== INSTRUCTIONS TO FOLLOW ==
Only lines with the string "styled" matter here; gather them from the material below.

Items from a dataset:
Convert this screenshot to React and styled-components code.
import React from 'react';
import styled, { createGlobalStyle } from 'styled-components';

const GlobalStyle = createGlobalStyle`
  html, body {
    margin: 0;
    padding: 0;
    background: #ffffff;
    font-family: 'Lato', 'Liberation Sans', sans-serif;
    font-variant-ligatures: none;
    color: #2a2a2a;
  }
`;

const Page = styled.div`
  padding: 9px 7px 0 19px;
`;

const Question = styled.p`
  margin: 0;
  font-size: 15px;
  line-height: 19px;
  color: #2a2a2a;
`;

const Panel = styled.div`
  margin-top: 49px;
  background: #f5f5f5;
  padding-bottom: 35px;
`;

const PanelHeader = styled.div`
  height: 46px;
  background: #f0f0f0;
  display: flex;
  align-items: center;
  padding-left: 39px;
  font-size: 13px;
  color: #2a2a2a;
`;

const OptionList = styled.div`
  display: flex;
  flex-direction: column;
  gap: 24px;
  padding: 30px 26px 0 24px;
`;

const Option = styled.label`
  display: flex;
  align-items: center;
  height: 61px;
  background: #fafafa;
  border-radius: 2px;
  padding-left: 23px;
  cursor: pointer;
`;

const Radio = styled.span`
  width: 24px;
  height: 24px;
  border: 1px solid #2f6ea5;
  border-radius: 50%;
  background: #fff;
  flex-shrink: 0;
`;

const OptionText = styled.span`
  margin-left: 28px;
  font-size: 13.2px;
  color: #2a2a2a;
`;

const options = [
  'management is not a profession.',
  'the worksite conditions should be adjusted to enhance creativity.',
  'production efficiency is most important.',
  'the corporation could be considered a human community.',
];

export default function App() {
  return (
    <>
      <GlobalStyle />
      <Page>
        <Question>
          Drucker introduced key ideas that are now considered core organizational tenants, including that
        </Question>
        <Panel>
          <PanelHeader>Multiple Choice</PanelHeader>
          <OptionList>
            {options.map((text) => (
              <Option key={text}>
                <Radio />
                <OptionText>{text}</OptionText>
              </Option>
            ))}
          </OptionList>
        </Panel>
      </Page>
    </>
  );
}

--

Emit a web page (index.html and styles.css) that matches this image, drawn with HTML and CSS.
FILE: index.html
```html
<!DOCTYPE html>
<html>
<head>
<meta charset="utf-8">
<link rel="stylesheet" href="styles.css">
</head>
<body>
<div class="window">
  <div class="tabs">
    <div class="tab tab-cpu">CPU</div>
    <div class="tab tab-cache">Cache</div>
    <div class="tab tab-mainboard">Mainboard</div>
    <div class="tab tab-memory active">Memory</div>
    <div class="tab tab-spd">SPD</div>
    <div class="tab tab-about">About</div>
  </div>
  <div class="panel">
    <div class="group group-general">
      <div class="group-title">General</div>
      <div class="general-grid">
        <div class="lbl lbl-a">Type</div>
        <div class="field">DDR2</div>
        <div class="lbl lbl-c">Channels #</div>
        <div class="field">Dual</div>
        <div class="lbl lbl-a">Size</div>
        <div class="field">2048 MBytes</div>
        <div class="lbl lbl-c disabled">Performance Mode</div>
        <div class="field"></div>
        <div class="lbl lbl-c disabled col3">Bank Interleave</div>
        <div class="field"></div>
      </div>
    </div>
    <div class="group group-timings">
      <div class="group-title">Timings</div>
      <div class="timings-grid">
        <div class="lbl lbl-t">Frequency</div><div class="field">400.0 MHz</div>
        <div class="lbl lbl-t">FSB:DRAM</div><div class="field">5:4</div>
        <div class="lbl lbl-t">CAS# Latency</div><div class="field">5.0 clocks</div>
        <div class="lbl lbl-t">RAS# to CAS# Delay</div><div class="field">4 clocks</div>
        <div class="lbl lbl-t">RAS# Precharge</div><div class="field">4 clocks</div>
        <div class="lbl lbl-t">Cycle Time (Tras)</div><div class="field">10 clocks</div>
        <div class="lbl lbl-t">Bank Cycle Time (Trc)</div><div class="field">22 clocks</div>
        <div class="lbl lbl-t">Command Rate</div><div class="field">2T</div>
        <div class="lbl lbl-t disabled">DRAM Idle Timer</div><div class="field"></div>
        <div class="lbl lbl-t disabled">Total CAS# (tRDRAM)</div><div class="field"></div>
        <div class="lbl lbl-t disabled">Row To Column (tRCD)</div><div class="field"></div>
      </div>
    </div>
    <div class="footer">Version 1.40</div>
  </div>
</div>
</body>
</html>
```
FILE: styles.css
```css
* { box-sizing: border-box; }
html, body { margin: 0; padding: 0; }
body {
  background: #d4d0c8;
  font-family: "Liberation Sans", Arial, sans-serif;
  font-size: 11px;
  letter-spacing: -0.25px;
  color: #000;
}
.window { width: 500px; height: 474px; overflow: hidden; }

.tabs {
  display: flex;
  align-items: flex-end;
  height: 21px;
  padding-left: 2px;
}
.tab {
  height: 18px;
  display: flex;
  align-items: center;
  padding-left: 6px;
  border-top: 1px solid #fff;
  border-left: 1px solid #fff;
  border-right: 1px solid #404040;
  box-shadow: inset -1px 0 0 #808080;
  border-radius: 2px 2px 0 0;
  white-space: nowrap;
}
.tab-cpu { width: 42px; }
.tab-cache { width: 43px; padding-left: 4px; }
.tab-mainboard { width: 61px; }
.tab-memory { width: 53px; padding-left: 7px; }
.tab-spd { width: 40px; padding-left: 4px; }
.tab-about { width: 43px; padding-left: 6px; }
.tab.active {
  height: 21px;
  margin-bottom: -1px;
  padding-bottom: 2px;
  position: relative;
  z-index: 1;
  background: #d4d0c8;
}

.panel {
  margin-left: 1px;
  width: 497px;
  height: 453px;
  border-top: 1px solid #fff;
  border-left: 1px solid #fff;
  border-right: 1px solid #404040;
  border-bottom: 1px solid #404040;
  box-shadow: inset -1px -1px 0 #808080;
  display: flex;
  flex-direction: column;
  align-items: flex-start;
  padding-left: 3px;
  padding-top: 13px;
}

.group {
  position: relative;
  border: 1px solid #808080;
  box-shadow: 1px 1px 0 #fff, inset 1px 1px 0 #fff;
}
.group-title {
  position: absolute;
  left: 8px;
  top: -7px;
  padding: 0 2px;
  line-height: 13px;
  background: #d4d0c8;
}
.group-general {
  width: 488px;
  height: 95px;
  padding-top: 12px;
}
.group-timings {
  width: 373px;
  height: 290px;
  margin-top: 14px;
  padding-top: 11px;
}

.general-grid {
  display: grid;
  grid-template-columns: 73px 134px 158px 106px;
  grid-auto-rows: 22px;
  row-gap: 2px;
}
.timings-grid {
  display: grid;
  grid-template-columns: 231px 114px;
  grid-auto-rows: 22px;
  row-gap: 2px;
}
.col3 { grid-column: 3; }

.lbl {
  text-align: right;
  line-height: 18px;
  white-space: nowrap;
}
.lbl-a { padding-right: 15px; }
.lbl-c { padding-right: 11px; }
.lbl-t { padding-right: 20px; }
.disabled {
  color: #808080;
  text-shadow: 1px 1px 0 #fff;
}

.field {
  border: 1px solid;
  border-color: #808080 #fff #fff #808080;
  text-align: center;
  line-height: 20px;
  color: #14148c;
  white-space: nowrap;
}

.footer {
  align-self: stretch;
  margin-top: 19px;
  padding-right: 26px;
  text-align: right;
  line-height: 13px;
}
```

== TASK RESULT ==
Convert this screenshot to React and styled-components code.
import styled, { createGlobalStyle } from 'styled-components';
const Page = styled.div`
const Question = styled.p`
const Panel = styled.div`
const PanelHeader = styled.div`
const OptionList = styled.div`
const Option = styled.label`
const Radio = styled.span`
const OptionText = styled.span`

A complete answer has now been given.